Mr. Carlton S. Dargusch, Mr. Jack H. Bertsch and Mr. Robert T. Fitzsimons, for appellant.

Mr. Mark McElroy, attorney general, and Mr. John M. Tobin, for appellee.


Thomas Zelkoff, appellant herein, for a number of years conducted a restaurant known as Tom Thumb Restaurant, 1628 Neil Avenue, Columbus, Ohio.

Under date of July 23, 1957, Stanley J. Bowers, Tax Commissioner of Ohio, appellee herein, made an assessment against Zelkoff for the period from January 1, 1953, to January 31, 1957, for sales tax allegedly due and unpaid for this period in the amount of $1,893.60. To this was added a penalty of 15 percent, or $284.04, making a total of $2,177.64.

Application was made to the Tax Commissioner for a reassessment of the amounts due, which on January 24, 1958, resulted in an order reaffirming the total assessment originally made in the amount of $1,893.60, with the 15 percent penalty entirely suspended upon condition that the total amount be paid within 30 days, otherwise the full penalty to be added.

However, further consideration was given to the matter, and the journal entry of January 24, 1958, was vacated by the order of February 20, 1958, in which the assessment was reduced to $1,251.42, with the penalty suspended upon condition of the payment of the full amount within 30 days, otherwise a penalty of $187.71 was added bringing the total amount due to $1,439.13.

The final order of the Tax Commissioner was appealed to the Board of Tax Appeals, where, on July 2, 1958, the board affirmed, without change, the final order of the Tax Commissioner.

With reference to the pertinent facts, we quote the following from the second page of the opinion by the Board of Tax Appeals:

"From the evidence it appears that the appellant owned and operated the Tom Thumb Restaurant located at 1628 Neil Avenue, Columbus, Ohio, from sometime in 1941 until February 1, 1957. Food served on the premises was of two types, i. e., sold to be consumed on the premises and sold to be carried out. The appellant testified that the Tax Commissioner test checked this business in either 1948 or 1949, and that no assessments were made subsequent to that time until the one in issue. The evidence shows that after the business was sold on February 1, 1957, an examiner from the Tax Commissioner's office made an audit of the successor's cash register tapes for a two-week period running from February 16 to February 28, 1957. These tapes indicated carry-out sales, sales under forty-one cents, and taxable sales. For the audit period here in issue the sales invoice slips and register tapes had been destroyed by the appellant.

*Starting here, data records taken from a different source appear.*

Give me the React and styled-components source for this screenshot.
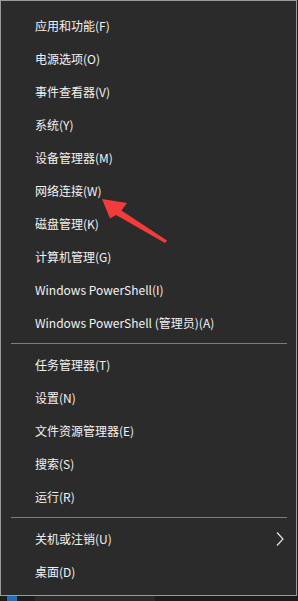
import React from 'react';
import styled, { createGlobalStyle } from 'styled-components';

const GlobalStyle = createGlobalStyle`
  html, body {
    margin: 0;
    padding: 0;
    background: #1d1d1d;
  }
`;

const Screen = styled.div`
  width: 298px;
  height: 601px;
  position: relative;
  overflow: hidden;
  background: #1d1d1d;
`;

const Menu = styled.div`
  width: 297px;
  box-sizing: border-box;
  background: #2b2b2b;
  border: 1px solid #9b9b9b;
  padding: 8px 0 7px;
  display: flex;
  flex-direction: column;
`;

const Item = styled.div`
  height: 33px;
  display: flex;
  align-items: center;
  justify-content: space-between;
  padding: 0 12px 0 34px;
  color: #f2f2f2;
  font-family: "Noto Sans CJK SC", "Noto Sans", sans-serif;
  font-size: 12px;
  white-space: nowrap;
`;

const Separator = styled.div`
  height: 1px;
  margin: 4px 9px 4px 10px;
  background: #7d7d7d;
`;

const Taskbar = styled.div`
  height: 5px;
  display: flex;
  align-items: stretch;
  gap: 18px;
  padding-left: 7px;
`;

const TaskIcon = styled.div`
  width: ${p => p.w}px;
  background: ${p => p.c};
`;

const Arrow = styled.svg`
  position: absolute;
  left: 0;
  top: 0;
  pointer-events: none;
`;

const groups = [
  ['应用和功能(F)', '电源选项(O)', '事件查看器(V)', '系统(Y)', '设备管理器(M)', '网络连接(W)', '磁盘管理(K)', '计算机管理(G)', 'Windows PowerShell(I)', 'Windows PowerShell (管理员)(A)'],
  ['任务管理器(T)', '设置(N)', '文件资源管理器(E)', '搜索(S)', '运行(R)'],
  ['关机或注销(U)', '桌面(D)'],
];

function Chevron() {
  return (
    <svg width="8" height="14" viewBox="0 0 8 14">
      <path d="M1 0.5 L7 7 L1 13.5" fill="none" stroke="#e6e6e6" strokeWidth="1.2" />
    </svg>
  );
}

export default function App() {
  return (
    <Screen>
      <GlobalStyle />
      <Menu>
        {groups.map((g, gi) => (
          <React.Fragment key={gi}>
            {gi > 0 && <Separator />}
            {g.map(label => (
              <Item key={label}>
                <span>{label}</span>
                {label.startsWith('关机') && <Chevron />}
              </Item>
            ))}
          </React.Fragment>
        ))}
      </Menu>
      <Taskbar>
        <TaskIcon w={10} c="#1f6fb5" />
        <TaskIcon w={120} c="#2a2a2a" />
      </Taskbar>
      <Arrow width="298" height="601" viewBox="0 0 298 601">
        <polygon
          points="102,199 127,203 121.5,210.5 167,240.5 165,243 116,215 110,218.5"
          fill="#f23b3b"
        />
      </Arrow>
    </Screen>
  );
}
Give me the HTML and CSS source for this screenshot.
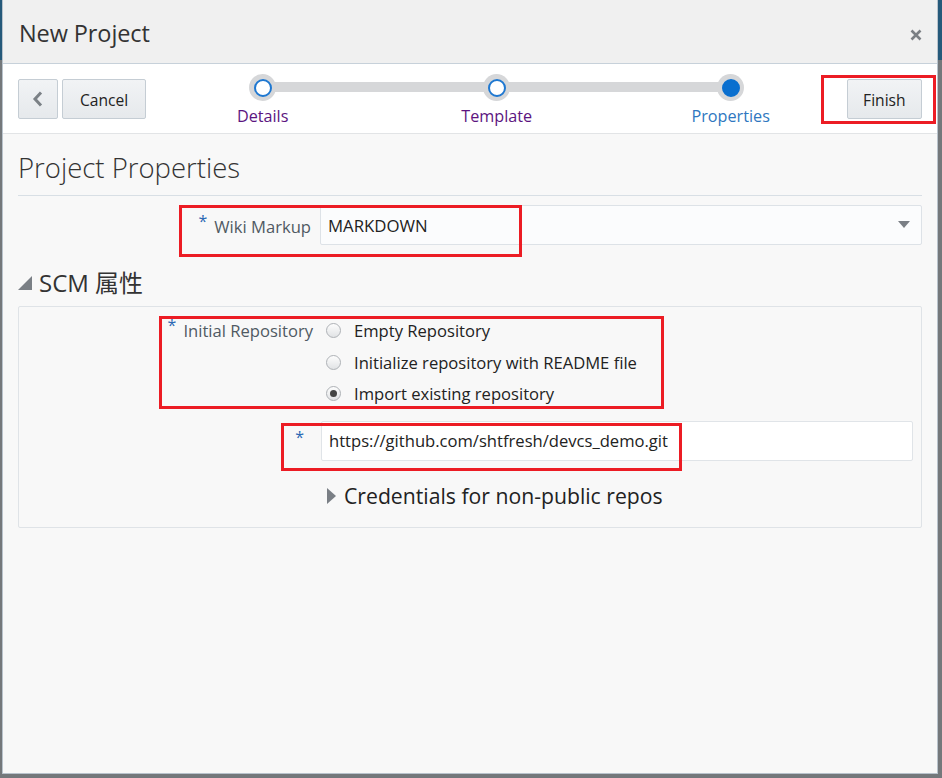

There was also testimony to the effect that an audit was made on another Tom Thumb Restaurant owned by the appellant located at 23 North Third Street, Columbus, Ohio, at approximately this same time."

In his notice of appeal to this court from the final order of the Board of Tax Appeals, Zelkoff makes five assignments of error as follows:

"1. The Board of Tax Appeals erred in affirming an assessment based upon a test check run against a successor vendor's business.

"2. The Board of Tax Appeals erred in holding that a vendor who does not have records of his exempt sales, may be assessed on the basis of a test check run against a successor vendor's business.

"3. The Board of Tax Appeals erred in affirming the assessment even though the Tax Commissioner did not consider all evidence relating to the vendor's exempt sales.

"4. The Board of Tax Appeals erred in affirming the assessment in the face of substantial evidence rebutting its correctness and validity.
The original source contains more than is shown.